‘Talking to the Land’
Aijaz Ashraf Wani & Muzamil Yaqoob
THE MAKING OF LAND AND THE MAKING OF INDIA by Nikita Sud Oxford University Press, 2021, 253 pp., 1495.00
May 2021, volume 45, No 5

The on-going farmers’ protest in India has once again highlighted the continuous significance of land on the one hand and its continuous process of making and re-making on the other. These protests point towards the fact that the land issues and agrarian politics are not settled in the country and issues associated with them continue to remain potentially powerful to impact the political landscape. The post-Independence Indian political history has been predominantly shaped by politics around the issues concerning land.
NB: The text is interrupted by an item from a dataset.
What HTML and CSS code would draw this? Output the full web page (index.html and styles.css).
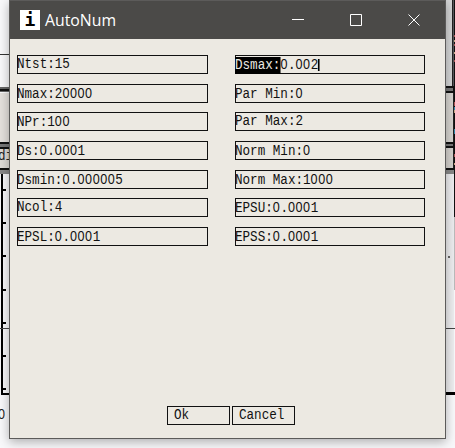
FILE: index.html
```html
<!DOCTYPE html>
<html lang="en">
<head>
<meta charset="utf-8">
<title>AutoNum</title>
<link rel="stylesheet" href="styles.css">
</head>
<body>
<svg class="backdrop" width="455" height="448" viewBox="0 0 455 448" shape-rendering="crispEdges" aria-hidden="true">
  <rect width="455" height="448" fill="#f8f8fa"/>
  <rect y="54" width="10" height="1" fill="#333"/>
  <rect y="87" width="10" height="5" fill="#666"/>
  <rect y="89" width="10" height="2" fill="#111"/>
  <rect y="93" width="10" height="50" fill="#e4e0dc"/>
  <rect y="142" width="10" height="7" fill="#111"/>
  <rect y="144" width="10" height="3" fill="#777"/>
  <rect y="149" width="10" height="20" fill="#dedbd7"/>
  <rect y="168" width="10" height="2" fill="#111"/>
  <rect y="170" width="10" height="4" fill="#888"/>
  <path d="M2 174V394H10" fill="none" stroke="#000" stroke-width="2"/>
  <path d="M2 190h4M2 223h4M2 256h4M2 290h4M2 323h4M2 356h4M2 389h4" stroke="#000" stroke-width="2"/>
  <rect y="328" width="10" height="1" fill="#444"/>
  <rect x="445" width="10" height="87" fill="#d4d5d6"/>
  <rect x="452" width="1" height="87" fill="#222"/>
  <rect x="453" width="2" height="92" fill="#55565a"/>
  <rect x="454" width="1" height="217" fill="#111"/>
  <rect x="445" y="86" width="9" height="7" fill="#111"/>
  <rect x="445" y="88" width="8" height="3" fill="#777"/>
  <rect x="445" y="93" width="8" height="49" fill="#d6d3cf"/>
  <rect x="453" y="93" width="1" height="77" fill="#222"/>
  <rect x="445" y="142" width="9" height="6" fill="#111"/>
  <rect x="445" y="144" width="8" height="2" fill="#777"/>
  <rect x="445" y="148" width="8" height="20" fill="#d4d1cd"/>
  <rect x="445" y="168" width="9" height="2" fill="#111"/>
  <rect x="445" y="170" width="9" height="4" fill="#888"/>
  <rect x="445" y="174" width="9" height="218" fill="#ededef"/>
  <rect x="454" y="217" width="1" height="73" fill="#bbb"/>
  <path d="M454.500 35v2M454.500 44v2M454.500 60v2M454.500 102v4M454.500 154v3" stroke="#a55"/>
  <path d="M454.500 40v2M454.500 52v2M454.500 110v3M454.500 163v2" stroke="#ca8"/>
  <path d="M454.500 107v3M454.500 129v5" stroke="#38a"/>
  <rect x="448" y="256" width="2" height="2" fill="#666"/>
  <rect x="445" y="328" width="10" height="1" fill="#444"/>
  <rect x="445" y="392" width="10" height="3" fill="#000"/>
</svg>
<span class="behind behind-label">di</span>
<span class="behind behind-tick">0</span>

<main class="dialog">
  <header class="titlebar">
    <span class="app-icon">i</span>
    <h1 class="title">AutoNum</h1>
    <div class="controls">
      <svg width="12" height="12" viewBox="0 0 12 12"><path d="M0 5.500H12"/></svg>
      <svg width="12" height="12" viewBox="0 0 12 12"><path d="M.5.500H11.500V11.500H.5Z"/></svg>
      <svg width="12" height="12" viewBox="0 0 12 12"><path d="M.5.500L11.500 11.500M11.500.500L.5 11.500"/></svg>
    </div>
  </header>
  <section class="fields">
    <div class="field"><span class="text">Ntst:15</span></div>
    <div class="field"><span class="text"><span class="selected">Dsmax:</span><span class="zero">0</span>.<span class="zero">00</span>2<span class="caret"></span></span></div>
    <div class="field"><span class="text">Nmax:2<span class="zero">0000</span></span></div>
    <div class="field"><span class="text">Par Min:<span class="zero">0</span></span></div>
    <div class="field"><span class="text">NPr:1<span class="zero">00</span></span></div>
    <div class="field"><span class="text">Par Max:2</span></div>
    <div class="field"><span class="text">Ds:<span class="zero">0</span>.<span class="zero">000</span>1</span></div>
    <div class="field"><span class="text">Norm Min:<span class="zero">0</span></span></div>
    <div class="field"><span class="text">Dsmin:<span class="zero">0</span>.<span class="zero">00000</span>5</span></div>
    <div class="field"><span class="text">Norm Max:1<span class="zero">000</span></span></div>
    <div class="field"><span class="text">Ncol:4</span></div>
    <div class="field"><span class="text">EPSU:<span class="zero">0</span>.<span class="zero">000</span>1</span></div>
    <div class="field"><span class="text">EPSL:<span class="zero">0</span>.<span class="zero">000</span>1</span></div>
    <div class="field"><span class="text">EPSS:<span class="zero">0</span>.<span class="zero">000</span>1</span></div>
  </section>
  <footer class="buttons">
    <div class="button"><span class="text">Ok</span></div>
    <div class="button"><span class="text">Cancel</span></div>
  </footer>
</main>
</body>
</html>
```

FILE: styles.css
```css
* { box-sizing: border-box; }

body {
  margin: 0;
  width: 455px;
  height: 448px;
  overflow: hidden;
  position: relative;
  background: #f8f8fa;
}

.backdrop {
  position: absolute;
  left: 0;
  top: 0;
}

.behind {
  position: absolute;
  font: 15px/18px "Liberation Mono", monospace;
  color: #222;
  transform: scaleX(.84);
  transform-origin: left;
}

.behind-label { left: -2px; top: 148px; }
.behind-tick { left: -2px; top: 405px; font-family: "Liberation Sans", sans-serif; }

.dialog {
  position: relative;
  width: 437px;
  height: 439px;
  margin-left: 9px;
  border: 1px solid #5c5b5a;
  background: #ece9e2;
  box-shadow: 0 3px 10px rgba(0, 0, 0, .3);
  display: flex;
  flex-direction: column;
}

.titlebar {
  height: 38px;
  flex: none;
  display: flex;
  align-items: center;
  padding: 0 25px 0 10px;
  background: #4b4a48;
  color: #fff;
}

.app-icon {
  width: 20px;
  height: 20px;
  background: #fff;
  color: #000;
  font: bold 18px/19px "DejaVu Sans Mono", monospace;
  text-align: center;
}

.title {
  margin: 0 0 0 5px;
  font: 400 15.8px/20px "Open Sans", sans-serif;
}

.controls {
  margin-left: auto;
  display: flex;
  gap: 46px;
}

.controls svg {
  display: block;
  fill: none;
  stroke: #fff;
}

.fields {
  display: grid;
  grid-template-columns: 191px 190px;
  grid-auto-rows: 19px;
  gap: 9.7px 27px;
  padding: 16px 0 0 7px;
}

.field,
.button {
  height: 19px;
  border: 1px solid #111;
  white-space: pre;
}

.text {
  display: block;
  width: max-content;
  color: #111;
  font: 15.500px/17px "Liberation Mono", monospace;
  transform: scaleX(.813);
  transform-origin: left;
}

.field .text { margin-left: -.7px; }

.zero {
  font-family: "Liberation Sans", sans-serif;
  letter-spacing: .044em;
  line-height: 1;
}

.selected {
  display: inline-block;
  height: 17px;
  background: #000;
  color: #ece9e2;
}

.caret {
  display: inline-block;
  width: 2px;
  height: 12px;
  background: #000;
  vertical-align: -2px;
}

.buttons {
  display: flex;
  gap: 2px;
  margin: auto 0 13px 157px;
}

.button {
  width: 63px;
  padding-left: 6px;
}
```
Much scholarly attention was paid to how agrarian reforms in the immediate 1947 context potentially moulded the contours of political performance in India. The discourse on agrarian politics that enriched over time has swung to provide space for discursive debates on the formation of land and its performativity in the post-1990s liberalized India. However, in most cases land is usually treated as something solid, concrete, given, unchanging and without agency. The book under review, The Making of Land and The Making of India by Nikita Sud, Professor of Development Studies at Oxford University, makes the reader see land as a ‘living’ entity—constantly undergoing the process of making and remaking. It examines how individuals, groups (identity or professional), institutions, state and market see, understand, interact, shape, make, un-make and influence land and vice verse.